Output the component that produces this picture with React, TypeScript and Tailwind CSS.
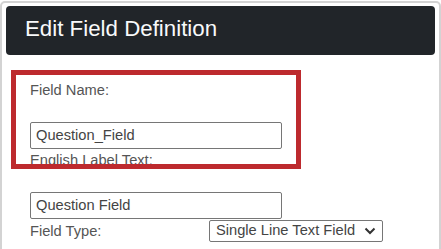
import React from 'react';

const font = { fontFamily: '"Liberation Sans", Arial, sans-serif' };

const TextBox = ({ value }: { value: string }) => (
    <div className="h-[27px] w-[252px] border border-[#767676] rounded-[2px] flex items-center pl-[5px] text-[14.67px] text-[#444]">
        {value}
    </div>
);

const App = () => {
    return (
        <div className="w-[441px] h-[249px] overflow-hidden bg-white" style={font}>
            <div className="relative mt-px w-[441px] h-[270px] border-2 border-[#d3d3d3] rounded-[5px] px-[4px] pt-[3px]">
                {/* Header */}
                <div className="h-[49px] bg-[#212529] rounded-[4px] flex items-center pl-[19px] pb-[3px]">
                    <h1 className="text-[22.3px] text-[#f8f9fa] leading-none">Edit Field Definition</h1>
                </div>

                {/* Form */}
                <div className="pl-[24px] pt-[27px] text-[14.67px] text-[#555] leading-[17px]">
                    <div>Field Name:</div>
                    <div className="mt-[23px]">
                        <TextBox value="Question_Field" />
                    </div>
                    <div className="mt-[3px]">English Label Text:</div>
                    <div className="mt-[23px]">
                        <TextBox value="Question Field" />
                    </div>
                    <div className="flex items-center h-[23px]">
                        <div className="w-[179px] pt-[2px]">Field Type:</div>
                        <div className="h-[22px] w-[174px] border border-[#767676] rounded-[2px] flex items-center justify-between pl-[6px] pr-[6px] text-[#444]">
                            <span>Single Line Text Field</span>
                            <svg width="12" height="8" viewBox="0 0 12 8" fill="none">
                                <path d="M1.5 1.5 L6 6 L10.5 1.5" stroke="#333" strokeWidth="2" />
                            </svg>
                        </div>
                    </div>
                </div>

                {/* Highlight box */}
                <div className="absolute left-[9px] top-[67px] w-[290px] h-[99px] border-[5px] border-[#bd2a2e]" />
            </div>
        </div>
    );
};

export default App;
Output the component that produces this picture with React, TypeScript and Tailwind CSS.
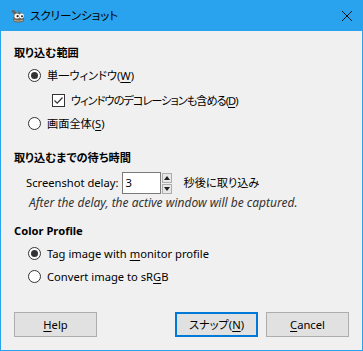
import React from 'react';

const font = { fontFamily: '"Noto Sans", "Noto Sans CJK JP", sans-serif' };

function U({ children }: { children: React.ReactNode }) {
  return <span className="underline underline-offset-2">{children}</span>;
}

function Radio({ checked, children }: { checked?: boolean; children: React.ReactNode }) {
  return (
    <div className="flex items-center h-[23px] pl-[27px]">
      <span className="w-[13px] h-[13px] rounded-full border border-[#333] bg-white flex items-center justify-center">
        {checked && <span className="w-[7px] h-[7px] rounded-full bg-[#333]" />}
      </span>
      <span className="ml-[6px]">{children}</span>
    </div>
  );
}

function Checkbox({ children }: { children: React.ReactNode }) {
  return (
    <div className="flex items-center h-[23px] pl-[51px] mt-[2px]">
      <span className="w-[13px] h-[13px] border border-[#333] bg-white flex items-center justify-center">
        <svg width="11" height="11" viewBox="0 0 11 11">
          <path d="M1.5 5.5 L4.2 8.2 L9.5 2.5" fill="none" stroke="#333" strokeWidth="1.2" />
        </svg>
      </span>
      <span className="ml-[6px] tracking-[-1px]">{children}</span>
    </div>
  );
}

function Wilber() {
  return (
    <svg width="18" height="16" viewBox="0 0 18 16">
      <path d="M2 3 L5 6 L4 13 Q9 16 15 13 L15 7 Q12 4 8 5 L5 2 Z" fill="#6d6257" />
      <path d="M9 2 L10 5 L12 5 Z" fill="#6d6257" />
      <circle cx="8" cy="8" r="2.6" fill="#fff" />
      <circle cx="12.5" cy="8" r="2.4" fill="#fff" />
      <circle cx="8.6" cy="8.2" r="1.1" fill="#222" />
      <circle cx="13" cy="8.2" r="1" fill="#222" />
      <path d="M5 12 Q9 14 14 12" fill="none" stroke="#bfae8f" strokeWidth="1.2" />
    </svg>
  );
}

function Button({ children, primary }: { children: React.ReactNode; primary?: boolean }) {
  return (
    <div
      className={
        primary
          ? 'w-[83px] h-[25px] flex items-center justify-center bg-[#e1e1e1] border-2 border-[#0078d7]'
          : 'w-[83px] h-[25px] flex items-center justify-center bg-[#e1e1e1] border border-[#adadad]'
      }
    >
      {children}
    </div>
  );
}

export default function App() {
  return (
    <div
      style={font}
      className="w-[363px] h-[351px] flex flex-col bg-[#29a3ee] text-[11.2px] text-black overflow-hidden [font-feature-settings:'palt']"
    >
      {/* Title bar */}
      <div className="h-[31px] flex items-center pl-[9px] pr-[10px] shrink-0">
        <Wilber />
        <span className="ml-[3px] text-[11.5px]">スクリーンショット</span>
        <svg className="ml-auto" width="12" height="12" viewBox="0 0 12 12">
          <path d="M1 1 L11 11 M11 1 L1 11" stroke="#111" strokeWidth="1" />
        </svg>
      </div>

      {/* Body */}
      <div className="flex-1 mx-px mb-px bg-[#f0f0f0] flex flex-col pt-[10px] leading-none">
        <div className="pl-[13px] h-[23px] flex items-center font-bold">取り込む範囲</div>
        <Radio checked>
          単一ウィンドウ(<U>W</U>)
        </Radio>
        <Checkbox>
          ウィンドウのデコレーションも含める(<U>D</U>)
        </Checkbox>
        <Radio>
          画面全体(<U>S</U>)
        </Radio>

        <div className="h-[11px]" />
        <div className="pl-[13px] h-[23px] flex items-center font-bold">取り込むまでの待ち時間</div>
        <div className="flex items-center pl-[25px] h-[26px] mt-px">
          <span>Screenshot delay:</span>
          <div className="ml-[3px] w-[39px] h-[22px] bg-white border border-[#7a7a7a] flex items-center pl-[3px]">3</div>
          <div className="ml-px flex flex-col gap-px">
            <div className="w-[10px] h-[10px] border border-[#adadad] bg-[#e8e8e8] flex items-center justify-center">
              <svg width="6" height="4" viewBox="0 0 6 4"><path d="M0 4 L3 0 L6 4 Z" fill="#222" /></svg>
            </div>
            <div className="w-[10px] h-[10px] border border-[#adadad] bg-[#e8e8e8] flex items-center justify-center">
              <svg width="6" height="4" viewBox="0 0 6 4"><path d="M0 0 L3 4 L6 0 Z" fill="#222" /></svg>
            </div>
          </div>
          <span className="ml-[12px]">秒後に取り込み</span>
        </div>
        <div className="pl-[28px] h-[14px] flex items-center italic text-[12px] text-[#333]">
          After the delay, the active window will be captured.
        </div>

        <div className="h-[9px]" />
        <div className="pl-[13px] h-[23px] flex items-center font-bold">Color Profile</div>
        <Radio checked>
          Tag image with <U>m</U>onitor profile
        </Radio>
        <Radio>
          Convert image to sR<U>G</U>B
        </Radio>

        <div className="mt-auto mb-[13px] flex items-center px-[13px]">
          <Button>
            <U>H</U>elp
          </Button>
          <div className="ml-auto flex gap-[8px]">
            <Button primary>
              スナップ(<U>N</U>)
            </Button>
            <Button>
              <U>C</U>ancel
            </Button>
          </div>
        </div>
      </div>
    </div>
  );
}
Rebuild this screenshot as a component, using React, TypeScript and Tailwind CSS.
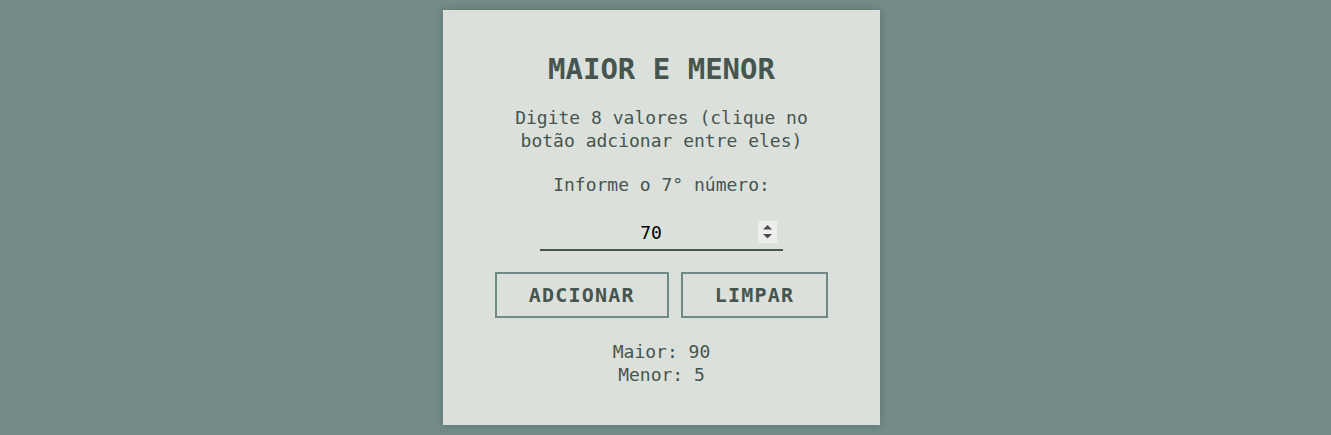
import { useState } from 'react'

const MONO = { fontFamily: '"DejaVu Sans Mono", "Liberation Mono", monospace' }

function Spinner() {
  return (
    <div className="w-[19px] h-[22px] bg-[#eeeeee] flex items-center justify-center mr-[6px] mb-[6px] shrink-0">
      <svg width="19" height="22" viewBox="0 0 19 22">
        <path d="M9.5 4 L14 8.5 L5 8.5 Z" fill="#4d4d4d" />
        <path d="M5 13 L14 13 L9.5 17.5 Z" fill="#4d4d4d" />
      </svg>
    </div>
  )
}

export default function App() {
  const [valor, setValor] = useState('70')
  const maior = 90
  const menor = 5

  return (
    <div className="min-h-screen bg-[#738c87] flex justify-center pr-2 pt-[10px]" style={MONO}>
      <div className="w-[437px] h-[415px] bg-[#dce0db] shadow-[0_0_8px_rgba(0,0,0,0.2)] flex flex-col items-center pt-[42px] text-[#46554f]">
        <h1 className="text-[29px] leading-[34px] font-bold">MAIOR E MENOR</h1>
        <p className="mt-[20px] text-[18px] leading-[23px] text-center w-[300px]">
          Digite 8 valores (clique no botão adcionar entre eles)
        </p>
        <label className="mt-[21px] text-[18px] leading-[23px]">Informe o 7° número:</label>
        <div className="mt-[25px] w-[243px] border-b-2 border-[#46554f] flex items-end">
          <input
            className="flex-1 min-w-0 bg-transparent text-center text-black text-[18px] leading-[23px] pb-[5px] pl-[4px] outline-none"
            style={MONO}
            value={valor}
            onChange={e => setValor(e.target.value)}
          />
          <Spinner />
        </div>
        <div className="mt-[21px] flex gap-[12px]">
          <button className="h-[46px] px-[32px] border-2 border-[#6f8a84] text-[20px] font-bold tracking-[1.2px] text-[#46554f]" style={MONO}>
            ADCIONAR
          </button>
          <button className="h-[46px] px-[32px] border-2 border-[#6f8a84] text-[20px] font-bold tracking-[1.2px] text-[#46554f]" style={MONO}>
            LIMPAR
          </button>
        </div>
        <div className="mt-[22px] text-[18px] leading-[23px] text-center">
          <div>Maior: {maior}</div>
          <div>Menor: {menor}</div>
        </div>
      </div>
    </div>
  )
}
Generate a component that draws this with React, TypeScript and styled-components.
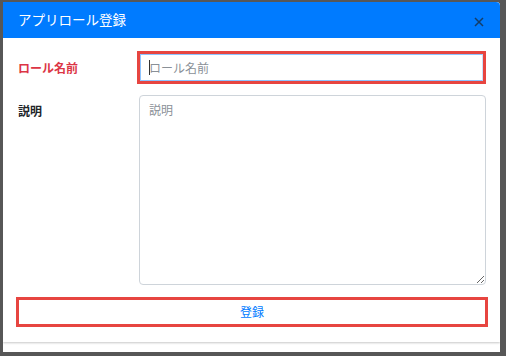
import React from "react";
import styled, { createGlobalStyle } from "styled-components";

const Global = createGlobalStyle`
  html, body { margin: 0; padding: 0; }
  body {
    background: #575757;
    font-family: "Noto Sans CJK JP", "Noto Sans", sans-serif;
  }
  * { box-sizing: border-box; }
`;

const Page = styled.div`
  width: 506px;
  height: 356px;
  padding: 2px 6px 4px 3px;
`;

const Modal = styled.div`
  width: 497px;
  height: 350px;
  background: #ffffff;
  border-radius: 0 4px 0 0;
  overflow: hidden;
`;

const Card = styled.div`
  display: flex;
  flex-direction: column;
  height: 340px;
  background: #ffffff;
  box-shadow: 0 1px 2px rgba(0, 0, 0, 0.22);
`;

const Header = styled.div`
  height: 36px;
  flex: 0 0 36px;
  background: #007bff;
  display: flex;
  align-items: center;
  justify-content: space-between;
  padding: 0 16px 0 15px;
`;

const Title = styled.h5`
  margin: 0;
  color: #ffffff;
  font-size: 13.5px;
  font-weight: 400;
  line-height: 1;
`;

const Close = styled.button`
  border: 0;
  background: transparent;
  padding: 0;
  margin-top: 4px;
  width: 10px;
  height: 10px;
  display: flex;
  align-items: center;
  justify-content: center;
  color: #143d68;
  cursor: pointer;
`;

const Body = styled.div`
  display: flex;
  flex-direction: column;
  padding: 0 12px 15px 13px;
`;

const Row = styled.div<{ $top: number }>`
  display: flex;
  align-items: flex-start;
  margin-top: ${(p) => p.$top}px;
`;

const Label = styled.label<{ $width: number; $required?: boolean; $pt: number }>`
  flex: 0 0 ${(p) => p.$width}px;
  padding-left: 2px;
  padding-top: ${(p) => p.$pt}px;
  font-size: 12px;
  font-weight: 700;
  line-height: 16px;
  color: ${(p) => (p.$required ? "#dc3545" : "#212529")};
`;

const Highlight = styled.div`
  flex: 1;
  margin-right: 2px;
  height: 33px;
  border: 3px solid #e74540;
  position: relative;
`;

const Input = styled.input`
  display: block;
  width: 100%;
  height: 100%;
  border: 1px solid #8ec4ff;
  border-right-color: #c9e1fb;
  border-radius: 0;
  padding: 0 8px;
  font-family: inherit;
  font-size: 12px;
  color: #495057;
  outline: none;
  &::placeholder { color: #8a9097; }
`;

const Caret = styled.span`
  position: absolute;
  left: 9px;
  top: 6px;
  width: 1px;
  height: 15px;
  background: #333;
`;

const TextArea = styled.textarea`
  flex: 1;
  margin-right: 2px;
  height: 190px;
  border: 1px solid #ced4da;
  border-radius: 4px;
  padding: 6px 9px;
  font-family: inherit;
  font-size: 12px;
  line-height: 16px;
  color: #495057;
  outline: none;
  &::placeholder { color: #8a9097; }
`;

const Submit = styled.button`
  margin-top: 12px;
  height: 30px;
  border: 3px solid #e74540;
  background: #ffffff;
  color: #007bff;
  font-family: inherit;
  font-size: 12px;
  line-height: 1;
  padding: 0;
  cursor: pointer;
`;

export default function App() {
  return (
    <>
      <Global />
      <Page>
        <Modal>
          <Card>
            <Header>
              <Title>アプリロール登録</Title>
              <Close aria-label="閉じる">
                <svg width="10" height="10" viewBox="0 0 10 10">
                  <path d="M1 1 L9 9 M9 1 L1 9" stroke="currentColor" strokeWidth="1.5" />
                </svg>
              </Close>
            </Header>
            <Body>
              <Row $top={13}>
                <Label $width={121} $required $pt={9}>ロール名前</Label>
                <Highlight>
                  <Input placeholder="ロール名前" />
                  <Caret />
                </Highlight>
              </Row>
              <Row $top={11}>
                <Label $width={123} $pt={8}>説明</Label>
                <TextArea placeholder="説明" />
              </Row>
              <Submit>登録</Submit>
            </Body>
          </Card>
        </Modal>
      </Page>
    </>
  );
}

■ WORK TO BE COMPLETED
Copy out every line from the data above that has "TypeScript" in it.

■ EXERCISE ANSWER
Output the component that produces this picture with React, TypeScript and Tailwind CSS.
Output the component that produces this picture with React, TypeScript and Tailwind CSS.
Rebuild this screenshot as a component, using React, TypeScript and Tailwind CSS.
Generate a component that draws this with React, TypeScript and styled-components.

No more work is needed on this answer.